It’s been a wild week on the Metal Bulletin news desk. Here, deputy editor Fleur Ritzema wraps up the key stories.

Summer slowdown? What summer slowdown? It's been a news-filled week.

Janie Davies revealed that ENRC has held talks with five of the world’s largest metal trading firms to outsource marketing rights to its products in exchange for pre-financing of material.

The Kazakh miner is understood to be discussing outsourcing its iron ore marketing to Trafigura in return for pre-financing of material. 

ENRC's strategy is to reduce debt and access cash at better rates than it had been able to secure from banks following its privatisation last year, sources said.

Members of the London Bullion Market Assn (LBMA), meanwhile, gave their backing to a joint proposal by CME Group and Thomson Reuters to administer the silver fix from August 14.

In other exchange news, the number of ring-dealing members on the London Metal Exchange will soon drop to ten as Newedge and Société Générale merge their floor teams, Metal Bulletin understands.

Hedge funds in China turned their attention to the zinc market, where open interest on the Shanghai Futures Exchange has risen steeply over the past month. 

For more on the Chinese hedge funds, click here.

And physical zinc traders have been looking to pick up warrants in New Orleans following the effective disappearance of the queue to withdraw metal from London Metal Exchange warehouses at the Louisiana port.

In aluminium, Alcoa increased its forecast global aluminium supply deficit for the year.

The Pittsburgh-based company is estimating a 2014 supply deficit of 930,000 tonnes, up 27.4% from a 730,000-tonne deficit estimated in the first quarter.

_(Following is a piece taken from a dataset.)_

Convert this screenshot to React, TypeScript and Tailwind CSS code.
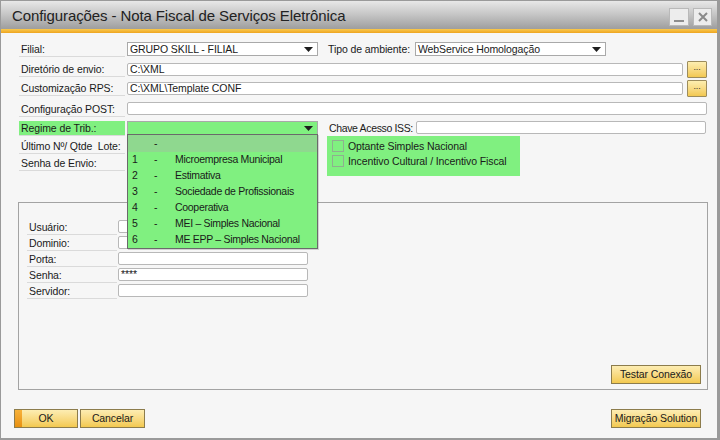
import React from "react";

function Arrow() {
  return (
    <svg width="9" height="5" viewBox="0 0 9 5" className="shrink-0">
      <path d="M0 0h9L4.5 5z" fill="#1e1e1e" />
    </svg>
  );
}

function Label({ children, green = false, w = "w-[106px]" }: { children?: React.ReactNode; green?: boolean; w?: string }) {
  return (
    <div
      className={`${w} h-[15px] shrink-0 border-b border-[#dadada] pl-[2px] text-[10.5px] leading-[14px] text-[#1a1a1a] whitespace-nowrap ${
        green ? "bg-[#80f080]" : ""
      }`}
    >
      {children}
    </div>
  );
}

function Combo({ text, w, green = false }: { text?: string; w: string; green?: boolean }) {
  return (
    <div
      className={`${w} h-[14px] shrink-0 flex items-center justify-between border border-[#a9a9a9] pl-[2px] pr-[4px] text-[10.5px] leading-[12px] ${
        green ? "bg-[#80f080]" : "bg-white"
      }`}
    >
      <span className="whitespace-nowrap">{text}</span>
      <Arrow />
    </div>
  );
}

function Input({ text, w }: { text?: string; w: string }) {
  return (
    <div className={`${w} h-[13px] shrink-0 rounded-[2px] border border-[#b8b8b8] bg-white pl-[2px] text-[10.5px] leading-[11px] whitespace-nowrap`}>
      {text}
    </div>
  );
}

function Dots() {
  return (
    <div className="ml-[4px] flex h-[17px] w-[20px] shrink-0 items-start justify-center rounded-[1px] border border-[#9c8c5c] bg-gradient-to-b from-[#fdeeb0] to-[#f2c850] text-[9px] leading-[10px] text-[#333]">
      ...
    </div>
  );
}

function YButton({ children, w }: { children: React.ReactNode; w: string }) {
  return (
    <div
      className={`${w} flex h-[19px] items-center justify-center border border-[#8c7c4c] bg-gradient-to-b from-[#fdedb2] to-[#f3c94e] text-[10.5px] text-[#1a1a1a]`}
    >
      {children}
    </div>
  );
}

const items = [
  ["1", "Microempresa Municipal"],
  ["2", "Estimativa"],
  ["3", "Sociedade de Profissionais"],
  ["4", "Cooperativa"],
  ["5", "MEI \u2013 Simples Nacional"],
  ["6", "ME EPP \u2013 Simples Nacional"],
];

export default function App() {
  return (
    <div className="relative flex h-[440px] w-[720px] flex-col overflow-hidden border border-r-[3px] border-b-[2px] border-[#9a9a9a] bg-[#f6f6f6] font-['Liberation_Sans',Arial,sans-serif] tracking-[-0.1px] text-[#1a1a1a]">
      {/* Title bar */}
      <div className="flex h-[28px] shrink-0 items-center justify-between bg-gradient-to-b from-[#e8e8e8] via-[#c4c4c4] to-[#9e9e9e] pl-[11px] pr-[5px]">
        <div className="text-[15px] leading-[18px] text-[#222] tracking-[-0.1px] pt-[2px]">Configurações - Nota Fiscal de Serviços Eletrônica</div>
        <div className="flex gap-[4px] pt-[4px]">
          <div className="flex h-[18px] w-[20px] items-end justify-center border border-[#b9b9b9] bg-[#ededed] pb-[3px]">
            <div className="h-[2px] w-[10px] bg-[#8e8e8e]" />
          </div>
          <div className="flex h-[18px] w-[19px] items-center justify-center border border-[#b9b9b9] bg-[#ededed]">
            <svg width="10" height="10" viewBox="0 0 10 10">
              <path d="M1 1L9 9M9 1L1 9" stroke="#8a8a8a" strokeWidth="2" />
            </svg>
          </div>
        </div>
      </div>
      <div className="h-[4px] shrink-0 bg-gradient-to-b from-[#f9c94c] to-[#eea51d]" />

      {/* Content */}
      <div className="flex flex-1 flex-col pl-[18px]">
        {/* Row 1 */}
        <div className="mt-[9px] flex items-start">
          <Label>Filial:</Label>
          <div className="ml-[2px]">
            <Combo w="w-[191px]" text="GRUPO SKILL - FILIAL" />
          </div>
          <div className="ml-[10px] w-[87px] pt-[1px] text-[10.5px] leading-[12px] whitespace-nowrap">Tipo de ambiente:</div>
          <Combo w="w-[191px]" text="WebService Homologação" />
        </div>
        {/* Row 2 */}
        <div className="mt-[4px] flex items-center">
          <Label>Diretório de envio:</Label>
          <div className="ml-[2px]">
            <Input w="w-[556px]" text="C:\XML" />
          </div>
          <Dots />
        </div>
        {/* Row 3 */}
        <div className="mt-[2px] flex items-center">
          <Label>Customização RPS:</Label>
          <div className="ml-[2px]">
            <Input w="w-[556px]" text="C:\XML\Template CONF" />
          </div>
          <Dots />
        </div>
        {/* Row 4 */}
        <div className="mt-[5px] flex items-start">
          <Label>Configuração POST:</Label>
          <div className="ml-[2px]">
            <Input w="w-[580px]" />
          </div>
        </div>
        {/* Row 5 */}
        <div className="mt-[4px] flex items-start">
          <Label green>Regime de Trib.:</Label>
          <div className="ml-[2px]">
            <Combo w="w-[191px]" green />
          </div>
          <div className="ml-[11px] w-[87px] pt-[1px] text-[10.5px] leading-[12px] tracking-[-0.35px] whitespace-nowrap">Chave Acesso ISS:</div>
          <Input w="w-[290px]" />
        </div>
        {/* Rows 6-7 */}
        <div className="flex items-start">
          <div className="mt-[3px] flex w-[299px] flex-col gap-[2px]">
            <div className="flex">
              <Label>Último Nº/ Qtde&nbsp; Lote:</Label>
              <div className="ml-[2px]">
                <Input w="w-[191px]" />
              </div>
            </div>
            <div className="flex">
              <Label>Senha de Envio:</Label>
            </div>
          </div>
          <div className="ml-[9px] flex h-[40px] w-[193px] flex-col gap-[3px] bg-[#80f080] pl-[5px] pt-[4px]">
            <div className="flex items-center">
              <div className="h-[12px] w-[12px] border border-[#8fb08f] bg-[#80f080]" />
              <span className="ml-[4px] text-[10.5px] leading-[12px]">Optante Simples Nacional</span>
            </div>
            <div className="flex items-center">
              <div className="h-[12px] w-[12px] border border-[#8fb08f] bg-[#80f080]" />
              <span className="ml-[4px] text-[10.5px] leading-[12px]">Incentivo Cultural / Incentivo Fiscal</span>
            </div>
          </div>
        </div>

        {/* Group panel */}
        <div className="-ml-[1px] mt-[26px] flex h-[188px] w-[690px] flex-col border border-[#a3a3a3] pl-[8px] pr-[6px] pb-[5px] pt-[17px]">
          {[
            ["Usuário:", ""],
            ["Dominio:", ""],
            ["Porta:", ""],
            ["Senha:", "****"],
            ["Servidor:", ""],
          ].map(([l, v]) => (
            <div key={l} className="flex h-[16px] items-start">
              <Label w="w-[90px]">{l}</Label>
              <div className="ml-[1px]">
                <Input w="w-[190px]" text={v} />
              </div>
            </div>
          ))}
          <div className="mt-auto self-end">
            <YButton w="w-[90px]">Testar Conexão</YButton>
          </div>
        </div>

        {/* Bottom buttons */}
        <div className="mt-[19px] -ml-[5px] flex w-[700px] items-start">
          <div className="flex h-[19px] w-[64px] border border-[#8c7c4c] bg-gradient-to-b from-[#fdedb2] to-[#f3c94e] text-[10.5px]">
            <div className="h-full w-[7px] bg-gradient-to-b from-[#f7b23a] to-[#e8900c]" />
            <div className="flex flex-1 items-center justify-center pr-[7px]">OK</div>
          </div>
          <div className="ml-[2px]">
            <YButton w="w-[65px]">Cancelar</YButton>
          </div>
          <div className="ml-auto mr-[13px]">
            <YButton w="w-[90px]">Migração Solution</YButton>
          </div>
        </div>
      </div>

      {/* Dropdown list overlay */}
      <div className="absolute left-[126px] top-[133px] w-[191px] border border-[#6a6a6a] bg-[#80f080] text-[10.5px] tracking-[-0.3px] shadow-[1px_1px_0_rgba(0,0,0,0.15)]">
        <div className="flex h-[17px] items-center bg-[#8fd88f]">
          <span className="w-[26px] pl-[4px]"></span>
          <span className="w-[21px]">-</span>
        </div>
        {items.map(([n, t]) => (
          <div key={n} className="flex h-[16px] items-center whitespace-nowrap">
            <span className="w-[26px] pl-[4px]">{n}</span>
            <span className="w-[21px]">-</span>
            <span>{t}</span>
          </div>
        ))}
      </div>
    </div>
  );
}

And premiums continued to soar.

Third-quarter aluminium deals for delivery at main Japanese ports settled at record levels of $400-408 per tonne cif basis, about 10% higher than the previous quarter, Metal Bulletin’s Shivani Singh wrote.

Qingdao continued to make headlines this week, as Standard Bank confirmed it has an exposure of $170 million related to aluminium held in a bonded warehouse in the Chinese port. It has begun legal proceedings in the Chinese province of Shandong “to protect its position”. 

In copper, the Qingdao investigation, production problems in Chile, and smelter disruptions in China may not yet have managed to severely disrupt the ability of market participants to source copper units when they need to.

But as Andrea Hotter writes, once the supply of material gets tighter and official warehouse stocks are relied on more heavily, the copper market could start to realise it's a lot less supplied than many currently perceive. 

And finally, Metal Bulletin revealed on Friday that China's State Reserve Bureau plans to buy cobalt for its reserves.

The removal of several hundred tonnes of metal is sure to add momentum to the price rally, market sources said.